I would be interested in seeing these numbers for the CuBox. The ARM based devices you've tested are based on an older version of the ARM ISA.

The CuBox uses v7 so you might even be able to try some of the hard float ports of Linux which should give a nice performance boost compared to the older designs.

Riku Voipio said...

Hi,

Here's cubox numbers:

http://kos.to/cubox-ssl.txt

Running cubox 2.6.32 kernel, openssl from ubuntu precise armhf. Hope the lack of openssl config doesn't mess the performance of the test

And here pandaboard (OMAP4430)

http://nchippin.kos.to/pandaboard-ssl.txt

Running linaro 12.05 image (3.3 kernel).

While you are benchmarking, howabout speed/watt graphs? pandaboard is also around 5W, while cubox is advertized at 3W. It would be interesting to see how they compare to i7 speed/watts.

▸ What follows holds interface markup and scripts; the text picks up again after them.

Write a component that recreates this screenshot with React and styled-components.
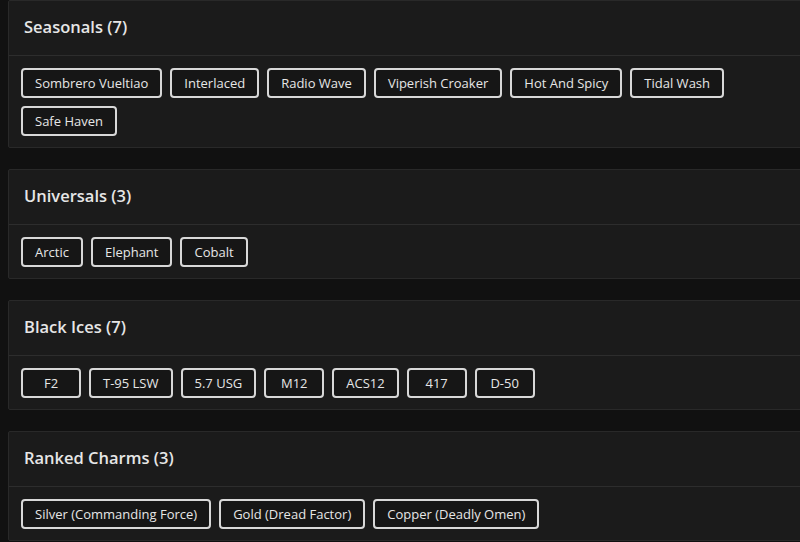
import React from "react";
import styled, { createGlobalStyle } from "styled-components";

const Global = createGlobalStyle`
  html, body { margin: 0; padding: 0; background: #111111; }
  body { padding: 0 0 0 8px; font-family: "Open Sans", "Liberation Sans", sans-serif; color: #e8e8e8; }
`;

const Page = styled.div`
  display: flex;
  flex-direction: column;
  gap: 21px;
  width: 810px;
`;

const Card = styled.section`
  background: #1b1b1b;
  border: 1px solid #292929;
  border-radius: 2px;
`;

const Header = styled.h2`
  box-sizing: border-box;
  margin: 0;
  height: 55px;
  display: flex;
  align-items: center;
  padding: 0 15px 3px;
  font-size: 16.5px;
  font-weight: 600;
  color: #e6e6e6;
  border-bottom: 1px solid #2d2d2d;
`;

const Body = styled.div`
  display: flex;
  flex-wrap: wrap;
  gap: 8px 8px;
  padding: 12px 12px 11px 12px;
`;

const Chip = styled.button`
  box-sizing: border-box;
  height: 30px;
  min-width: 60px;
  padding: 0 12px;
  background: #161616;
  border: 2px solid #d8d8d8;
  border-radius: 4px;
  color: #e6e6e6;
  font-family: inherit;
  font-size: 13px;
  font-weight: 500;
  display: inline-flex;
  align-items: center;
  justify-content: center;
`;

const groups = [
  { title: "Seasonals", items: ["Sombrero Vueltiao", "Interlaced", "Radio Wave", "Viperish Croaker", "Hot And Spicy", "Tidal Wash", "Safe Haven"] },
  { title: "Universals", items: ["Arctic", "Elephant", "Cobalt"] },
  { title: "Black Ices", items: ["F2", "T-95 LSW", "5.7 USG", "M12", "ACS12", "417", "D-50"] },
  { title: "Ranked Charms", items: ["Silver (Commanding Force)", "Gold (Dread Factor)", "Copper (Deadly Omen)"] },
];

export default function App() {
  return (
    <>
      <Global />
      <Page>
        {groups.map((g) => (
          <Card key={g.title}>
            <Header>{g.title} ({g.items.length})</Header>
            <Body>
              {g.items.map((it) => (
                <Chip key={it}>{it}</Chip>
              ))}
            </Body>
          </Card>
        ))}
      </Page>
    </>
  );
}
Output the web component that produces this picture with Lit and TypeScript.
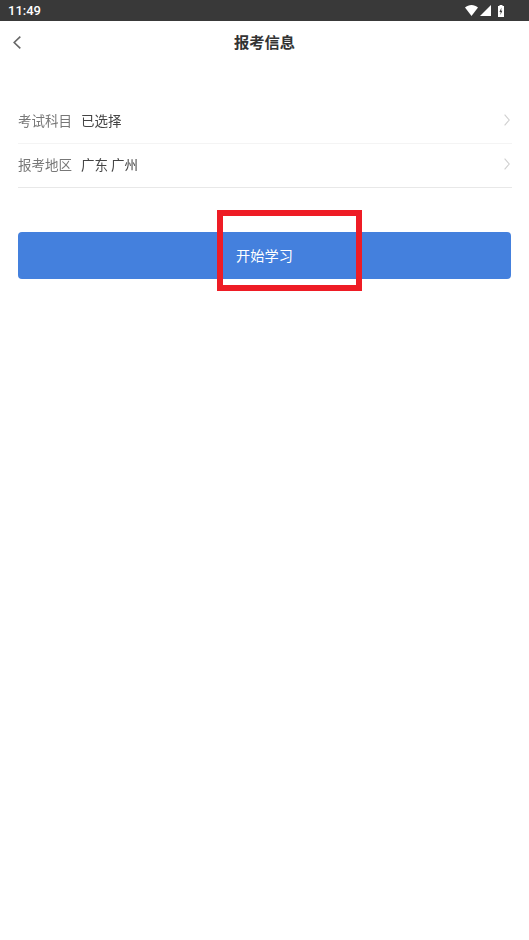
import { LitElement, html, css } from "lit";
import { customElement } from "lit/decorators.js";

@customElement("app-root")
export class AppRoot extends LitElement {
  static styles = css`
    :host {
      display: block;
      width: 529px;
      height: 940px;
      background: #fff;
      font-family: "Noto Sans CJK SC", "Roboto", sans-serif;
      overflow: hidden;
      position: relative;
    }
    .status {
      height: 21px;
      background: #393939;
      display: flex;
      align-items: center;
      justify-content: space-between;
      padding: 0 25px 0 8px;
      color: #fff;
    }
    .time {
      font: 500 13px/21px Roboto, sans-serif;
    }
    .sys {
      display: flex;
      align-items: center;
    }
    .sys svg {
      display: block;
    }
    .wifi {
      margin-right: 2px;
    }
    .cell {
      margin-right: 7px;
    }
    .nav {
      height: 44px;
      display: flex;
      align-items: center;
      justify-content: center;
      position: relative;
    }
    .back {
      position: absolute;
      left: 13px;
      top: 15px;
    }
    .title {
      font-size: 15.3px;
      font-weight: 700;
      color: #333;
      line-height: 40px;
      padding-bottom: 4px;
    }
    .form {
      margin: 34px 17.5px 0;
      will-change: transform;
    }
    .row {
      box-sizing: border-box;
      height: 44px;
      padding-bottom: 3px;
      display: flex;
      align-items: center;
      font-size: 13.5px;
      border-bottom: 1px solid #f4f4f4;
    }
    .row.first {
      height: 45px;
    }
    .row.last {
      border-bottom-color: #e8e8e8;
      padding-bottom: 3px;
    }
    .label {
      width: 63px;
      color: #777;
      flex: none;
    }
    .value {
      color: #444;
      flex: 1;
    }
    .chev {
      margin-right: 2px;
      flex: none;
    }
    .btn {
      margin: 44px 18px 0 18px;
      height: 47px;
      background: #4480dd;
      border-radius: 4px;
      color: #fff;
      font-size: 14.2px;
      display: flex;
      align-items: center;
      justify-content: center;
      padding: 0 0 2px 0;
      box-sizing: border-box;
    }
    .mark {
      position: absolute;
      left: 216.5px;
      top: 210px;
      width: 145px;
      height: 80.5px;
      box-sizing: border-box;
      border: 6px solid #ee1c25;
    }
  `;

  render() {
    const chev = html`<svg class="chev" width="6" height="12" viewBox="0 0 6 12" fill="none" stroke="#cfcfcf" stroke-width="1.1"><path d="M.6.600 5.200 6 .6 11.400"/></svg>`;
    return html`
      <div class="status">
        <span class="time">11:49</span>
        <div class="sys">
          <svg class="wifi" width="13" height="11" viewBox="0 0 13 11" fill="#fff"><path d="M0 2.600C1.800.9 4.100 0 6.500 0s4.700.9 6.500 2.600L6.500 11z"/></svg>
          <svg class="cell" width="11" height="11" viewBox="0 0 11 11" fill="#fff"><path d="M11 0v11H0z"/></svg>
          <svg width="6" height="12" viewBox="0 0 6 12"><path fill="#fff" d="M1.500 0h3v1H6v11H0V1h1.500z"/><path fill="#393939" d="M3.400 2.500 1.500 7h1.200l-.3 3 2-4.300H3.200z"/></svg>
        </div>
      </div>
      <div class="nav">
        <svg class="back" width="8" height="13" viewBox="0 0 8 13" fill="none" stroke="#666" stroke-width="1.6"><path d="M7.300.6 1.200 6.500 7.300 12.400"/></svg>
        <span class="title">报考信息</span>
      </div>
      <div class="form">
        <div class="row first"><span class="label">考试科目</span><span class="value">已选择</span>${chev}</div>
        <div class="row last"><span class="label">报考地区</span><span class="value">广东 广州</span>${chev}</div>
      </div>
      <div class="btn">开始学习</div>
      <div class="mark"></div>
    `;
  }
}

I think the AES code in openssl might be missing some important optimization in my tests.

Riku Voipio said...

Indeed the debian/ubuntu packages were compiled without arm assembler support. new numbers at:

http://kos.to/pandaboard-ssl-new.txt

monkeyiq said...

A problem when trying to get watts/op for the i7 is how the PSU is put together and the rest of the system. Ideally, a no card system with a microPSU should give a low watt/op ratio at a reasonable cost.

Thanks for the numbers, I have OLPC and Xoom now too, so some follow up graphs will be coming at some stage ;)

Kevin Kofler said...

And as expected, the x86 machine completely blows away all those ARMs.

monkeyiq said...

Although, as mentioned above, if the graph was more on ops/watt it would be interesting to see how the arms do against the x86.

A.T. said...

@Kevin Kofler: for x86 perspective - normalise speed with power consumed, it will get better picture for target market.